Many people embrace Gmail’s end-user interface when their companies adopt Apps, but companies of all sizes have vocal contingents of workers with a deep attachment to Outlook, for which the IMAP synchronization falls short, he said.
“There’s a specialized experience that Outlook users have when using it with Exchange Server, and we wanted to make their experience with Google Apps to be as close as possible to that experience,” Sheth said.
Google remains convinced that what it views as the benefits of the Web-based Gmail user interface will continue to be recognized in workplaces and will win converts even among Outlook die-hards.

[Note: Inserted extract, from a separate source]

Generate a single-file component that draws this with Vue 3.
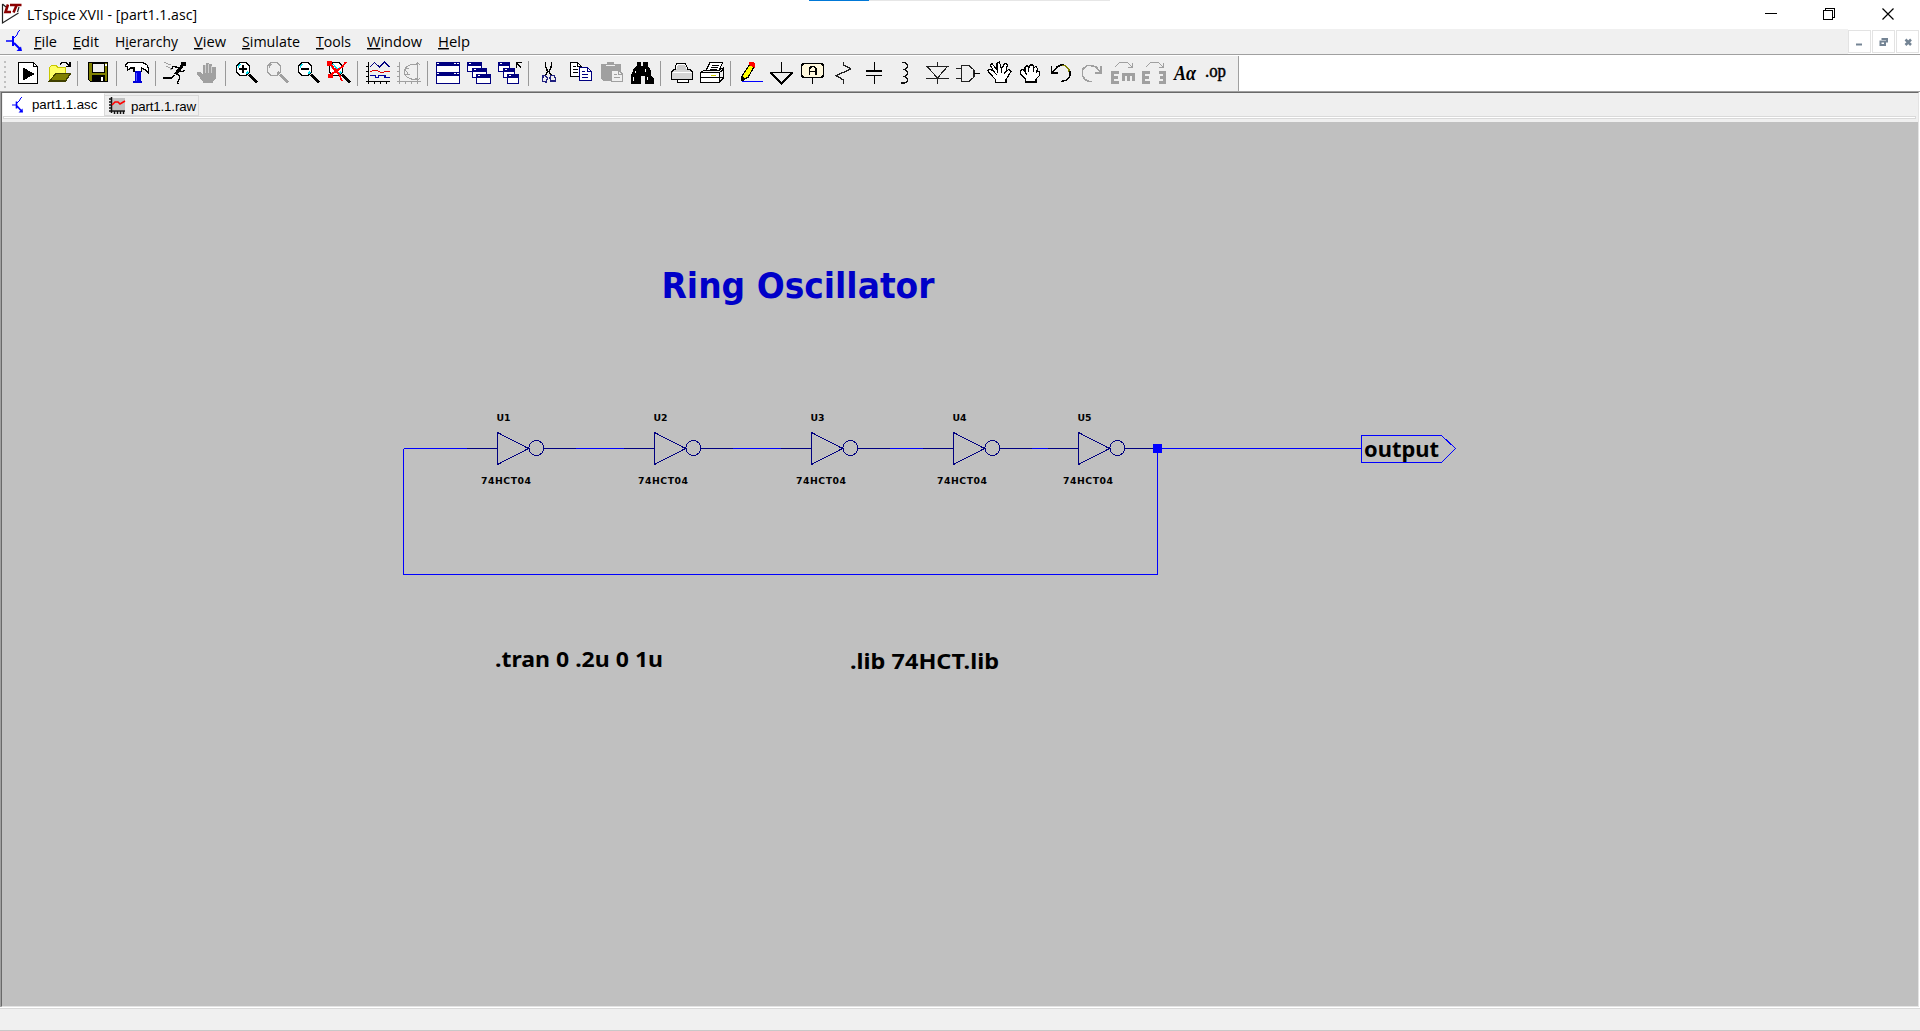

Outlook loyalists can be found even in places that help companies adopt Google Apps, such as systems integrator Epicentro in Milan, Italy.
Epicentro provides Apps implementation services and has also used the suite internally since 2006, when it migrated from Exchange to Gmail. After several years, it still has “a few active users” of Outlook, said Mauro Ginelli, a Google Enterprise Applications specialist at Epicentro. After testing the plug-in, Epicentro plans to install it on its Outlook users’ computers.
Ginelli thinks Apps Sync for Outlook will help convince potential customers to switch from Exchange to Apps. It gives Outlook users synchronization for e-mail, calendar and contacts, and can smooth out a progressive migration to the Gmail interface, as opposed to sudden and forced transition, he said via e-mail.
Rob Ardill, IT consultant at Metro Wireless and Networking in Adelaide, South Australia, also foresees that Apps Sync for Outlook will help him convince clients to give up Exchange for Apps, but believes that Google needs to take the product farther.
“If Google is serious about stealing Exchange customers, then they must offer native 1:1 features. This offering really targets those who have considered defecting to Google Apps and didn’t want to jump without basic Outlook integration,” he said via e-mail. “Those looking for more advanced features will certainly stay with Exchange.”
It thus remains to be seen whether Apps Sync for Outlook will be a successful endeavor or a futile attempt to beat Outlook at its own game.